══ DATA SECTION
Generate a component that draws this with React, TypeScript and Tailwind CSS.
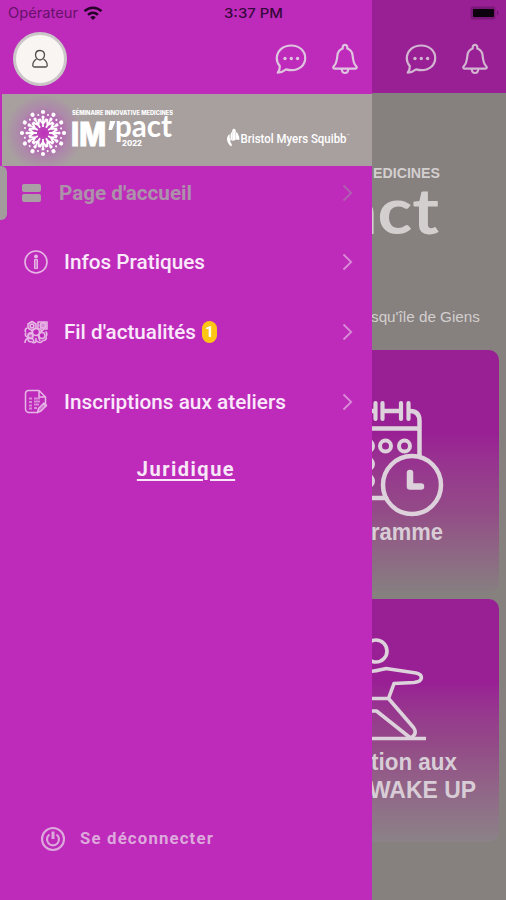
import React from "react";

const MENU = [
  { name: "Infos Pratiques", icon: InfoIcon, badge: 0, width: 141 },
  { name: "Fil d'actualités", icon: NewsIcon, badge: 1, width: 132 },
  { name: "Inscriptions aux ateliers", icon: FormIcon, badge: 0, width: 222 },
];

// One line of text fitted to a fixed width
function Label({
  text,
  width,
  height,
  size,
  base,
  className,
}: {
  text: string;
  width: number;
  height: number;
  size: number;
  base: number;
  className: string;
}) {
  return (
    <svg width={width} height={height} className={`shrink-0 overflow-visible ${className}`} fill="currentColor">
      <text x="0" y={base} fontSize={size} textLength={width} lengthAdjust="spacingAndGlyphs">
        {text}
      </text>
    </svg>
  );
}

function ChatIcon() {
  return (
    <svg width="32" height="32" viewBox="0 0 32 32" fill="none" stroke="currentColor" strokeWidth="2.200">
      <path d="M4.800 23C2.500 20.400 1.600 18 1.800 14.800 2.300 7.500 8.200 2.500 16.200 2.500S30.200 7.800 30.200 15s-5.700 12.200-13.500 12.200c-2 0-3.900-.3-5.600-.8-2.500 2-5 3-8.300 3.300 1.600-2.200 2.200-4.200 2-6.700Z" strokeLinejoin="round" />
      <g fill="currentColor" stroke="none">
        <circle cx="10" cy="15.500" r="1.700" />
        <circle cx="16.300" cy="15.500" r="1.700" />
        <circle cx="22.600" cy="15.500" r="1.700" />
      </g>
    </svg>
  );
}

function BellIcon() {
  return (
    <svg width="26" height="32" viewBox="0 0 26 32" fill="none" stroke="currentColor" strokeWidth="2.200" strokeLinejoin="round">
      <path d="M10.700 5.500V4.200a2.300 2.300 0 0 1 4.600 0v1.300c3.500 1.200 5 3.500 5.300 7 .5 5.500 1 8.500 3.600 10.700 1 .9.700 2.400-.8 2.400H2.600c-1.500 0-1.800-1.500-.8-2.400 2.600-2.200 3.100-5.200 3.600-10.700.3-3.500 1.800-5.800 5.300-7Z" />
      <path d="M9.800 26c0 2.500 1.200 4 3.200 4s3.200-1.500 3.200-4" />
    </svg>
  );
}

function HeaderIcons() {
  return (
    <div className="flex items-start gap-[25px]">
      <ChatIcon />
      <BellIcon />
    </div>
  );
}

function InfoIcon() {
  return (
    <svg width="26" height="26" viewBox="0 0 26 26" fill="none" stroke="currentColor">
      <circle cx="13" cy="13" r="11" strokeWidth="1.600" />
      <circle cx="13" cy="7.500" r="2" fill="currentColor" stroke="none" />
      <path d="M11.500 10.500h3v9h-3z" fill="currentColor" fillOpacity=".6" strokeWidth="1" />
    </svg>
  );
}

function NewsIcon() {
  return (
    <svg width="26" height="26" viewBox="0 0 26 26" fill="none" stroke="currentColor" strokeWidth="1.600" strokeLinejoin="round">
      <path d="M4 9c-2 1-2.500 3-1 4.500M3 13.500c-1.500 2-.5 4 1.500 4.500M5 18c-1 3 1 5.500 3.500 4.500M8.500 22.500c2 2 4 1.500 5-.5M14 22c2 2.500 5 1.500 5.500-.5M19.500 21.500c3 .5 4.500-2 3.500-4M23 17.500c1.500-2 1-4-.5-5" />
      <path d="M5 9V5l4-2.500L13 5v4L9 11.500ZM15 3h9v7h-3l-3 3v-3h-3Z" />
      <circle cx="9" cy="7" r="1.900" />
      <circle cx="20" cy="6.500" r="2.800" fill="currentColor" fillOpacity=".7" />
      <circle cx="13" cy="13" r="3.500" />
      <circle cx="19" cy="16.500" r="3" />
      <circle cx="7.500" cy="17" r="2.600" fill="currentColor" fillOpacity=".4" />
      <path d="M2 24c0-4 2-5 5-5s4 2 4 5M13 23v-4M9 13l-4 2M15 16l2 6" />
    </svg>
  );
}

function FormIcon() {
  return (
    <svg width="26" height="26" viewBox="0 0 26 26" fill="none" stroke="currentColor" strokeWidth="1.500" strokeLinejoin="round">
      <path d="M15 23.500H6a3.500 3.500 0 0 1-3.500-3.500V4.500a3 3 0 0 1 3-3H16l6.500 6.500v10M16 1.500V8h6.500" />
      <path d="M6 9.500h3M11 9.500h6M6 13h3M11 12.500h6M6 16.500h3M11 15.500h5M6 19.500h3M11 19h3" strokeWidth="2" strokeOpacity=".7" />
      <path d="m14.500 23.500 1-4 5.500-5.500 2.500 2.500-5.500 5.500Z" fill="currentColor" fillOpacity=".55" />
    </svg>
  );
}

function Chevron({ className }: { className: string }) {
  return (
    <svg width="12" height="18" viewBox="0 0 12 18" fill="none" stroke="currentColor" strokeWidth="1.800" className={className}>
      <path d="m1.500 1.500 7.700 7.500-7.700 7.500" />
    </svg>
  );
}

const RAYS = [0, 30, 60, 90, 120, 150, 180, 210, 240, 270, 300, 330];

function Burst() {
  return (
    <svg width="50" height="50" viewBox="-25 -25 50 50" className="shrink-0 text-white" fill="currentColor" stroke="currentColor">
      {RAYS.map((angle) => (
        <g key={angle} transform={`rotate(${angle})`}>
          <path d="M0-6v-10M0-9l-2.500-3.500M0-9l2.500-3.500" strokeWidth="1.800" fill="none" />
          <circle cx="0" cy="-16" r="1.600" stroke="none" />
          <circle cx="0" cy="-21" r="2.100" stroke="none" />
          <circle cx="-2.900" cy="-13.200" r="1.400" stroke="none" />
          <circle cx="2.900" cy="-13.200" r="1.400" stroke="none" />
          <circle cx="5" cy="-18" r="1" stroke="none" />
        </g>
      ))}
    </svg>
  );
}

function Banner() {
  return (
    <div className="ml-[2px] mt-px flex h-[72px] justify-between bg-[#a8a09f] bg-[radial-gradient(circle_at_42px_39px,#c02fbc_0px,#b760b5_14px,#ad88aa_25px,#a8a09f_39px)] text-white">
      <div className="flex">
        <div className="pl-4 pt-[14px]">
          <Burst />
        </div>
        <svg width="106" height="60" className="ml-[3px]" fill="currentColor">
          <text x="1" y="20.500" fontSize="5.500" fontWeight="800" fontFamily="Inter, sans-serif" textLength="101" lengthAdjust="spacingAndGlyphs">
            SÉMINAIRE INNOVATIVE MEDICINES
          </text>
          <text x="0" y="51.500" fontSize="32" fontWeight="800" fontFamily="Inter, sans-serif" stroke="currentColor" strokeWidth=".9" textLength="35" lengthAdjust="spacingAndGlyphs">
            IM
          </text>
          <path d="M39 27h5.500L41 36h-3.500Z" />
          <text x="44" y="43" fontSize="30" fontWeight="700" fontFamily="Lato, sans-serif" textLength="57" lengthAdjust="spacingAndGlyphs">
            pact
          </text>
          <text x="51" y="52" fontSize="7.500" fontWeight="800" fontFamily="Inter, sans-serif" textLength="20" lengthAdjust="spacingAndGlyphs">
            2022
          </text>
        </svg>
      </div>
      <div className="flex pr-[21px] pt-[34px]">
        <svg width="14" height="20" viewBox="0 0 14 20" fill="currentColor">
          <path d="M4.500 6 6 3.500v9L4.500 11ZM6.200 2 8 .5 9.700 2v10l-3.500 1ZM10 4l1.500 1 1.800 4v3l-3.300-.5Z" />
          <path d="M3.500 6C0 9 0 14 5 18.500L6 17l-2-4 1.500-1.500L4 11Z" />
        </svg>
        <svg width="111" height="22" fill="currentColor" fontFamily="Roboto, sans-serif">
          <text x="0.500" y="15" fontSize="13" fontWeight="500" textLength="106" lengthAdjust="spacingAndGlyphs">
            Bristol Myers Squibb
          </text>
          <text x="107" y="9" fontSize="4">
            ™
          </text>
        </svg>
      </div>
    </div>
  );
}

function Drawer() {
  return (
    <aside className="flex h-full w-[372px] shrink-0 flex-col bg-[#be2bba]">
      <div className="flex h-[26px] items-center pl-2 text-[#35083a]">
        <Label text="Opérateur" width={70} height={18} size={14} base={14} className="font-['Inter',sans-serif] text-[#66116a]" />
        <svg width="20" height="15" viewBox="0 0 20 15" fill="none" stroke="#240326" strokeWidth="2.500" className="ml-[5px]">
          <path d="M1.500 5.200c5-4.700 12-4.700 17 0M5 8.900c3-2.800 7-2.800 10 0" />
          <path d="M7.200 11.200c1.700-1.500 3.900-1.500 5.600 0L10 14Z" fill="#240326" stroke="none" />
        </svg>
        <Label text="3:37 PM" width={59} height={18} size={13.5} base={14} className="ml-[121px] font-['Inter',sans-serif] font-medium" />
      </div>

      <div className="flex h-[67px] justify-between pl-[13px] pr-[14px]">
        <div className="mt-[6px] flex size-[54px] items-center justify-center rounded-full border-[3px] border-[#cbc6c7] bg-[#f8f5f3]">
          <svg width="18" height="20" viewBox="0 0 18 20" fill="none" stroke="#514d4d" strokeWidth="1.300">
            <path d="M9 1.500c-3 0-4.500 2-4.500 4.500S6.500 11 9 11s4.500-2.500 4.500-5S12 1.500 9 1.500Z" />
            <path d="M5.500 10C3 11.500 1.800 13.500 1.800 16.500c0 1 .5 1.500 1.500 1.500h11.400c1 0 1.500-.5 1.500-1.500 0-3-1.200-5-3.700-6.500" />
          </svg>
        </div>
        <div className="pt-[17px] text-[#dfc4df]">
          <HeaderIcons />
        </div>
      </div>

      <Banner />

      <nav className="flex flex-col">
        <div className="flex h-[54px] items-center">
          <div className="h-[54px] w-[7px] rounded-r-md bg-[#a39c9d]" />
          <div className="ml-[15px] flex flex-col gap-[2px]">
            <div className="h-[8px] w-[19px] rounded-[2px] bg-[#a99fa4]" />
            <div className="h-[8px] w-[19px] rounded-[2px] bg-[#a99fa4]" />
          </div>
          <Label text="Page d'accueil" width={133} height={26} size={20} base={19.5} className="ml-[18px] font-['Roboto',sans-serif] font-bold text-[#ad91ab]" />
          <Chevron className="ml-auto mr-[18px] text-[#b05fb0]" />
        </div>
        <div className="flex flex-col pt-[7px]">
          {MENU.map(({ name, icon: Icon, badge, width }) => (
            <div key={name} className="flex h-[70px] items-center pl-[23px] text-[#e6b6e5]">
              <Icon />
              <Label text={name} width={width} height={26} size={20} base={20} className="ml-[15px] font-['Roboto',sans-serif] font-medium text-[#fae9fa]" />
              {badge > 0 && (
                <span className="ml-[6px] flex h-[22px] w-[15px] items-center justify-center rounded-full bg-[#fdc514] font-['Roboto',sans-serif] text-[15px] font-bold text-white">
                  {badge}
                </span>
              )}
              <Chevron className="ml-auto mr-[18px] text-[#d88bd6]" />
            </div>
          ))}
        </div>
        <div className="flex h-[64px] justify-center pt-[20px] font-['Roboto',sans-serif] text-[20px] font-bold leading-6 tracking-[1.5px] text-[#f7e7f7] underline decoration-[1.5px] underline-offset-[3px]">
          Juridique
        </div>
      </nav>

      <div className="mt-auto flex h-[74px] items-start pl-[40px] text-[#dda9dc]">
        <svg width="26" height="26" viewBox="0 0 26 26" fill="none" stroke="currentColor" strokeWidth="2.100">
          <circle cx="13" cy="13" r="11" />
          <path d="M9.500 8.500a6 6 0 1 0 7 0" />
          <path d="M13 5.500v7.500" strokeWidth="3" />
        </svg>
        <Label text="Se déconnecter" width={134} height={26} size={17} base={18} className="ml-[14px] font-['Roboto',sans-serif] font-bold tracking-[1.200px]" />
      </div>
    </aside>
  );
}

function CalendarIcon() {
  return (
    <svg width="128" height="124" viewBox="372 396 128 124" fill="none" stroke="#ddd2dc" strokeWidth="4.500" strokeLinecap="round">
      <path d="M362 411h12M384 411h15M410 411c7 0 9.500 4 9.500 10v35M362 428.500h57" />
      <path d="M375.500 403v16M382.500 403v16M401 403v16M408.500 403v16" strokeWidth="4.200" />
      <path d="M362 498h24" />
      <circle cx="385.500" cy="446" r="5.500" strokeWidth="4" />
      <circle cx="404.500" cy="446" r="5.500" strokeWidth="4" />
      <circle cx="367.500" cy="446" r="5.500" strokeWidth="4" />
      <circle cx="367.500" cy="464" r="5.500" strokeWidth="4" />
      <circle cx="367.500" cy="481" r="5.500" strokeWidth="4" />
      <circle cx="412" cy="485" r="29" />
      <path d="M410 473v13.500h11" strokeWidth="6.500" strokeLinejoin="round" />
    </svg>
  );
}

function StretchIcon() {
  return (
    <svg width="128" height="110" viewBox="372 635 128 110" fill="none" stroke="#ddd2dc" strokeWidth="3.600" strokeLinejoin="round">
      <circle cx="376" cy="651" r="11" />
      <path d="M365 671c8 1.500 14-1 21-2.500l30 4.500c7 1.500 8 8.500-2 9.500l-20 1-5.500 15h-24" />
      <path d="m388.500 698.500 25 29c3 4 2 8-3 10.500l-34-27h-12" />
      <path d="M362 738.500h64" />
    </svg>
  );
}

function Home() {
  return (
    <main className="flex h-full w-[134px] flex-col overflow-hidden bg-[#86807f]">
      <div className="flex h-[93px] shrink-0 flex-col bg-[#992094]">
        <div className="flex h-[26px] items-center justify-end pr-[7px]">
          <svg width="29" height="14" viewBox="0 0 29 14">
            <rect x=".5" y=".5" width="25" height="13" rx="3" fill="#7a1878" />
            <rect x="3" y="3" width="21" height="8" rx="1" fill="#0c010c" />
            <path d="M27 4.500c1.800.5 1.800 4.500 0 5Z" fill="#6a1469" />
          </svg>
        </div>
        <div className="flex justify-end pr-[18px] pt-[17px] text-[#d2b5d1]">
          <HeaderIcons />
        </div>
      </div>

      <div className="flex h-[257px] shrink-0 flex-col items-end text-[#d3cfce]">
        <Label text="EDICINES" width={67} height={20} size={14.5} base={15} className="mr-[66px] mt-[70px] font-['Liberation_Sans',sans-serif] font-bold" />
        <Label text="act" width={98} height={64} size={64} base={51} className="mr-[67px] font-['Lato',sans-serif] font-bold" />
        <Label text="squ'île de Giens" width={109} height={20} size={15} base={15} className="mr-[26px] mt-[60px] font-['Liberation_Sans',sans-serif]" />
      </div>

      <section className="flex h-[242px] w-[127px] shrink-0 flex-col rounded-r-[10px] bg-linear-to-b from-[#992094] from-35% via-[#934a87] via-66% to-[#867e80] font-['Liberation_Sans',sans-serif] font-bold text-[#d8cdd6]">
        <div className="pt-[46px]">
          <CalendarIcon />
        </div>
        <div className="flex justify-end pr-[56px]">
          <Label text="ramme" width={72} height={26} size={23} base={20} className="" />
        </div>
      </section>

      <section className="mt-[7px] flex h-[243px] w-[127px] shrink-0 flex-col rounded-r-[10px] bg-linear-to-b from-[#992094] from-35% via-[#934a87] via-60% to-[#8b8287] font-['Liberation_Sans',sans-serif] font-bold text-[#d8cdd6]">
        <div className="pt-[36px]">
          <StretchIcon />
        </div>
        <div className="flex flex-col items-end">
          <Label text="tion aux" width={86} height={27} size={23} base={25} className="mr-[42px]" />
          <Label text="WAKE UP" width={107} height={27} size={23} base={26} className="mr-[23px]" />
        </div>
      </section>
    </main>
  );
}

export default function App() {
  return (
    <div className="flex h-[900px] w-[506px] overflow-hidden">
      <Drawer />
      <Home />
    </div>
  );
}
════
List the lines that contain the word "React".

Generate a component that draws this with React, TypeScript and Tailwind CSS.
import React from "react";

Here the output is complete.